Below are the top 10 most critical situations of the first half. As with the list above, some plays will appear twice, since they were important to BOTH team’s playoff chances.

Rk Date Team Inning Outs Runners Score pCLI Outcome Highlight
1
5/17 TEX Bot 9 2 Loaded 5 – 4 15.4 Khris Davis grand slam
2
6/12 WAS Bot 9 2 Loaded 4 – 3 14.2 Jayson Werth 1B
3
6/05 WAS Bot 9 2 Loaded 10 – 9 14.1 Ivan de Jesus fly out
4
6/24 TOR Top 9 2 Loaded 2 – 3 12.7 Michael Saunders pop out
5
6/11 SEA Bot 11 2 1st & 2nd 2 – 1 12.5 Kyle Seager fly out
6
5/17 TEX Bot 9 1 Loaded 5 – 4 12.2 Danny Valencia fly out
7
7/07 TOR Bot 8 2 Loaded 4 – 3 12.1 Troy Tulowitzki 1B
8
6/11 TEX Bot 11 2 1st & 2nd 2 – 1 12.0 Kyle Seager fly out
9
6/11 SEA Bot 10 2 Loaded 1 – 1 11.8 Ketel Marte fly out
10
5/06 BOS Top 9 2 Loaded 2 – 3 11.7 Hanley Ramirez strikeout
11
6/10 SFN Bot 9 2 1st & 2nd 3 – 2 11.5 Brandon Crawford strikeout
12
7/06 HOU Top 9 2 Loaded 8 – 9 11.5 Dae-Ho Lee strikeout
13
6/10 LAN Bot 9 2 1st & 2nd 3 – 2 11.5 Brandon Crawford strikeout
14
6/11 TEX Bot 10 2 Loaded 1 – 1 11.3 Ketel Marte fly out
15
6/05 WAS Bot 9 1 Loaded 10 – 9 11.1 Zack Cozart strikeout
16
6/05 BAL Bot 8 2 Loaded 1 – 0 10.9 Matt Wieters 1B
17
6/05 BOS Bot 9 2 1st & 2nd 5 – 4 10.9 Marco Hernandez strikeout
18
6/30 NYN Top 9 2 Loaded 3 – 4 10.8 Javier Baez pop out
19
6/18 TOR Top 9 1 Loaded 2 – 4 10.6 Josh Donaldson GIDP
20
6/21 BAL Bot 8 2 Loaded 7 – 6 10.6 Adam Jones ground out

If we revisit these lists at the end of the season, there is a good chance it will be dominated by second half plays.
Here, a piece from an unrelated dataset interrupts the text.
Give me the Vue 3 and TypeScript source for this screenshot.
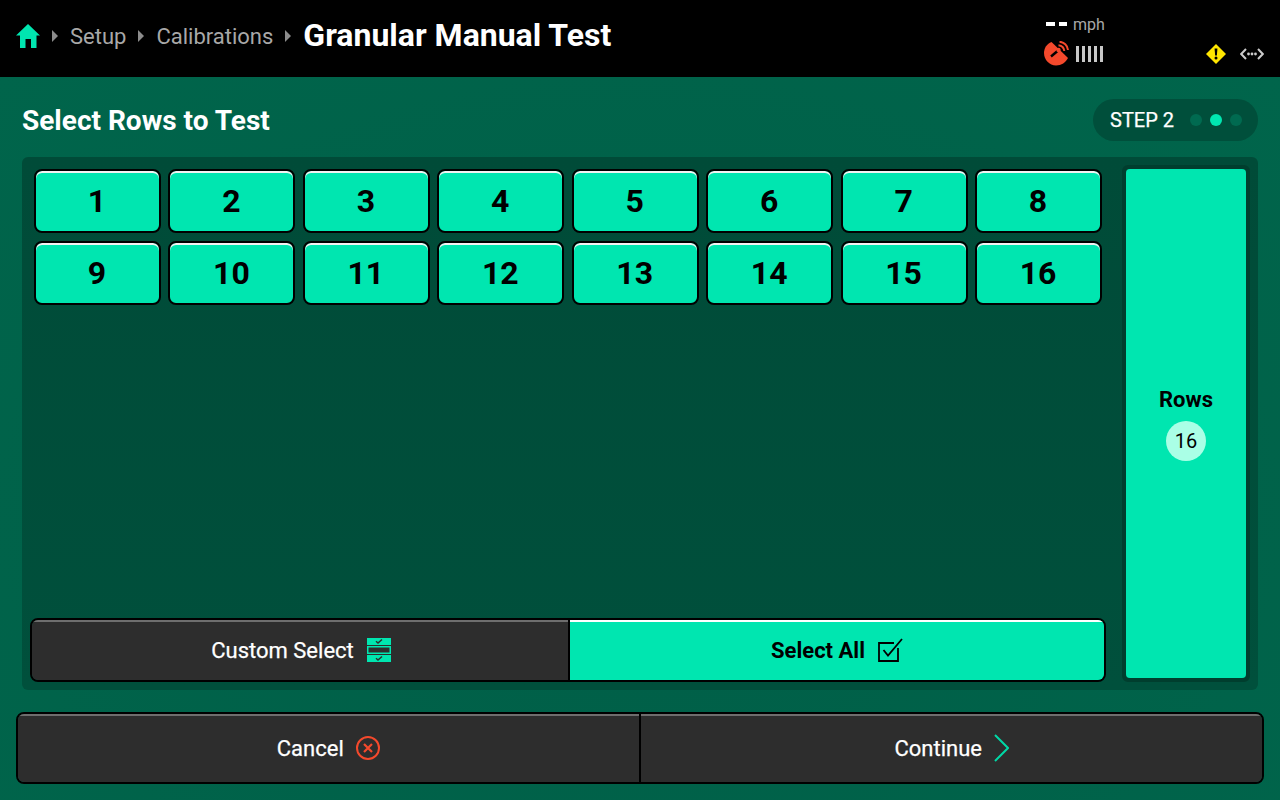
<script setup lang="ts">
const rows: number[] = Array.from({ length: 16 }, (_, i) => i + 1)
</script>

<template>
  <div class="page">
    <header class="top">
      <nav class="crumbs">
        <svg class="home" width="24" height="24" viewBox="0 0 24 24"><path d="M12 0 24 11.500H20.500V24H15V15H9.500V24H4V11.500H0Z" fill="#00e6b0" /></svg>
        <i class="caret"></i>
        <span class="crumb">Setup</span>
        <i class="caret"></i>
        <span class="crumb">Calibrations</span>
        <i class="caret"></i>
        <h1>Granular Manual Test</h1>
      </nav>
      <div class="status">
        <div class="speed">
          <div class="speed-line"><i class="dash"></i><i class="dash"></i><span>mph</span></div>
          <div class="signal">
            <svg width="25" height="25" viewBox="0 0 25 25">
              <path d="M7.500 1C3 2.800 0 7 0 12C0 18.800 5.400 24.500 12 24.500C17.400 24.500 21.800 21.500 24 17Z" fill="#f4492c" />
              <path d="M7 15.500 13.500 10" stroke="#000" stroke-width="2.400" />
              <circle cx="14.500" cy="9" r="2.200" fill="#f4492c" />
              <path d="M14.500 4.200A6.500 6.500 0 0 1 20.300 10M15.500 0.800A9 9 0 0 1 24 9" fill="none" stroke="#f4492c" stroke-width="2" />
            </svg>
            <div class="bars"><i></i><i></i><i></i><i></i><i></i></div>
          </div>
        </div>
        <svg class="warn" width="20" height="20" viewBox="0 0 20 20">
          <path d="M10 0 20 10 10 20 0 10Z" fill="#ffe600" />
          <path d="M8.600 4.500H11.400L10.900 11.500H9.100Z" fill="#000" />
          <circle cx="10" cy="14" r="1.500" fill="#000" />
        </svg>
        <svg class="link" width="24" height="14" viewBox="0 0 24 14">
          <path d="M6 2 1.200 7 6 12M18 2 22.800 7 18 12" fill="none" stroke="#ccc" stroke-width="2" />
          <circle cx="8.500" cy="7" r="1.400" fill="#ccc" /><circle cx="12" cy="7" r="1.400" fill="#ccc" /><circle cx="15.500" cy="7" r="1.400" fill="#ccc" />
        </svg>
      </div>
    </header>

    <main class="body">
      <div class="title-row">
        <h2>Select Rows to Test</h2>
        <div class="step">
          <span>STEP 2</span>
          <div class="dots"><i></i><i class="on"></i><i></i></div>
        </div>
      </div>

      <section class="panel">
        <div class="left">
          <div class="grid">
            <button v-for="r in rows" :key="r" class="row-btn">{{ r }}</button>
          </div>
          <div class="seg">
            <button class="seg-btn dark">
              <span>Custom Select</span>
              <svg width="24" height="24" viewBox="0 0 24 24">
                <rect x="0" y="0" width="24" height="7" fill="#00e6b0" />
                <rect x="0.750" y="8.750" width="22.500" height="6.500" fill="none" stroke="#00e6b0" stroke-width="1.500" />
                <rect x="0" y="17" width="24" height="7" fill="#00e6b0" />
                <path d="M9 3.300 11 5 15 1.500M9 20.300 11 22 15 18.500" fill="none" stroke="#2d2d2d" stroke-width="1.500" />
              </svg>
            </button>
            <button class="seg-btn light">
              <span>Select All</span>
              <svg width="25" height="24" viewBox="0 0 25 24">
                <path d="M20 10V23H1V5H16" fill="none" stroke="#000" stroke-width="1.800" />
                <path d="M5.500 12 10 17.500 24 1" fill="none" stroke="#000" stroke-width="1.800" />
              </svg>
            </button>
          </div>
        </div>
        <aside class="rows-wrap">
          <div class="rows-card">
            <strong>Rows</strong>
            <span class="count">16</span>
          </div>
        </aside>
      </section>

      <footer class="actions">
        <button class="act">
          <span>Cancel</span>
          <svg width="24" height="24" viewBox="0 0 24 24">
            <circle cx="12" cy="12" r="11" fill="none" stroke="#f4492c" stroke-width="2" />
            <path d="M8 8 16 16M16 8 8 16" stroke="#f4492c" stroke-width="2.200" />
          </svg>
        </button>
        <button class="act">
          <span>Continue</span>
          <svg width="15" height="28" viewBox="0 0 15 28">
            <path d="M1 1 14 14 1 27" fill="none" stroke="#00d8a6" stroke-width="2" />
          </svg>
        </button>
      </footer>
    </main>
  </div>
</template>

<style>
html, body { margin: 0; background: #000; }
</style>

<style scoped>
.page {
  width: 1280px;
  height: 800px;
  display: flex;
  flex-direction: column;
  overflow: hidden;
  font-family: Roboto, "Liberation Sans", sans-serif;
}
button { font-family: inherit; cursor: pointer; padding: 0; }
.top {
  height: 77px;
  flex: none;
  background: #000;
  display: flex;
  justify-content: space-between;
}
.crumbs { display: flex; align-items: center; padding: 0 0 5px 16px; }
.home { margin-right: 12px; }
.caret {
  width: 0;
  height: 0;
  border-left: 6px solid #8c8c8c;
  border-top: 6px solid transparent;
  border-bottom: 6px solid transparent;
  margin: 0 12px;
}
.home + .caret { margin-left: 0; }
.crumb { font-size: 22px; color: #a8a8a8; }
h1 { margin: 0 0 2px; font-size: 32px; line-height: 36px; font-weight: 700; color: #fff; }
.status { display: flex; padding-right: 16px; }
.speed { width: 150px; padding-top: 15px; margin-right: 12px; }
.speed-line { display: flex; align-items: center; height: 18px; padding-left: 2px; color: #a8a8a8; font-size: 16px; }
.dash { width: 8.500px; height: 4px; background: #fff; margin-right: 4px; }
.speed-line span { margin-left: 2px; }
.signal { display: flex; align-items: center; gap: 7px; margin-top: 8px; }
.bars { display: flex; gap: 3px; }
.bars i { width: 3px; height: 16px; background: #c8c8c8; display: block; }
.warn { margin-top: 44px; margin-right: 14px; }
.link { margin-top: 47px; }

.body {
  flex: 1;
  min-height: 0;
  display: flex;
  flex-direction: column;
  background: radial-gradient(ellipse at 50% 60%, #005e47 0%, #00654b 100%);
}
.title-row {
  height: 80px;
  flex: none;
  display: flex;
  align-items: center;
  justify-content: space-between;
  padding: 6px 22px 0;
  box-sizing: border-box;
}
h2 { margin: 0; font-size: 28px; font-weight: 700; color: #fff; }
.step {
  width: 165px;
  height: 42px;
  border-radius: 21px;
  background: #004f3b;
  display: flex;
  align-items: center;
  padding-left: 17px;
  box-sizing: border-box;
  color: #fff;
  font-size: 20px;
  -webkit-text-stroke: 0.25px #fff;
}
.dots { display: flex; gap: 8px; margin-left: 15.500px; }
.dots i { width: 12px; height: 12px; border-radius: 50%; background: #006a50; display: block; }
.dots i.on { background: #00e6b0; }

.panel {
  height: 533px;
  flex: none;
  margin: 0 22px;
  border-radius: 6px;
  background: linear-gradient(#004b38, #00503c);
  display: flex;
  padding: 8px;
  box-sizing: border-box;
  gap: 16px;
}
.left { width: 1076px; display: flex; flex-direction: column; justify-content: space-between; }
.grid {
  margin: 4px 4px 0;
  display: grid;
  grid-template-columns: repeat(8, 1fr);
  grid-auto-rows: 64px;
  gap: 8px 7.500px;
}
.row-btn {
  border: 2px solid #000;
  border-radius: 8px;
  padding-right: 1px;
  background: #00e6b0;
  box-shadow: inset 0 2px 0 #f2f2f2;
  font-size: 32px;
  font-weight: 700;
  color: #000;
}
.seg {
  height: 64px;
  display: flex;
  border: 2px solid #000;
  border-radius: 8px;
  overflow: hidden;
  box-sizing: border-box;
}
.seg-btn {
  flex: 1 1 0;
  border: none;
  display: flex;
  align-items: center;
  justify-content: center;
  gap: 13px;
  font-size: 22px;
}
.seg-btn.dark {
  background: #2d2d2d;
  color: #fff;
  -webkit-text-stroke: 0.25px #fff;
  padding-left: 2px;
  box-shadow: inset 0 2px 0 #6e6e6e;
}
.seg-btn.light {
  background: #00e6b0;
  color: #000;
  font-weight: 700;
  border-left: 2px solid #000;
  box-shadow: inset 0 2px 0 #fff;
}
.rows-wrap {
  width: 128px;
  height: 517px;
  box-sizing: border-box;
  border: 4px solid #003e2e;
  border-radius: 6px;
}
.rows-card {
  height: 100%;
  border-radius: 4px;
  background: #00e6b0;
  display: flex;
  flex-direction: column;
  align-items: center;
  padding-top: 218px;
  box-sizing: border-box;
}
.rows-card strong { font-size: 22px; line-height: 26px; color: #000; }
.count {
  width: 40px;
  height: 40px;
  margin-top: 8px;
  border-radius: 50%;
  background: #aaffe6;
  display: flex;
  align-items: center;
  justify-content: center;
  font-size: 20px;
  color: #000;
}

.actions {
  height: 72px;
  flex: none;
  margin: 22px 16px 0;
  display: flex;
  border: 2px solid #000;
  border-radius: 8px;
  overflow: hidden;
  box-sizing: border-box;
}
.act {
  flex: 1;
  border: none;
  background: #2d2d2d;
  color: #fff;
  font-size: 22px;
  -webkit-text-stroke: 0.25px #fff;
  display: flex;
  align-items: center;
  justify-content: center;
  gap: 12px;
  box-shadow: inset 0 2px 0 #6e6e6e;
}
.act + .act { border-left: 2px solid #000; padding-left: 1px; }
</style>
The reason for this is, just as the most important plays happen in the later innings of the game, the most important games occur near the end of the season. However, 2016 may be different since 5 of the 6 division leaders currently have at least a 5 game lead, which may lead to less enjoyable divisional races. For the sake of exciting plays and games, let’s hope some of these leads shorten.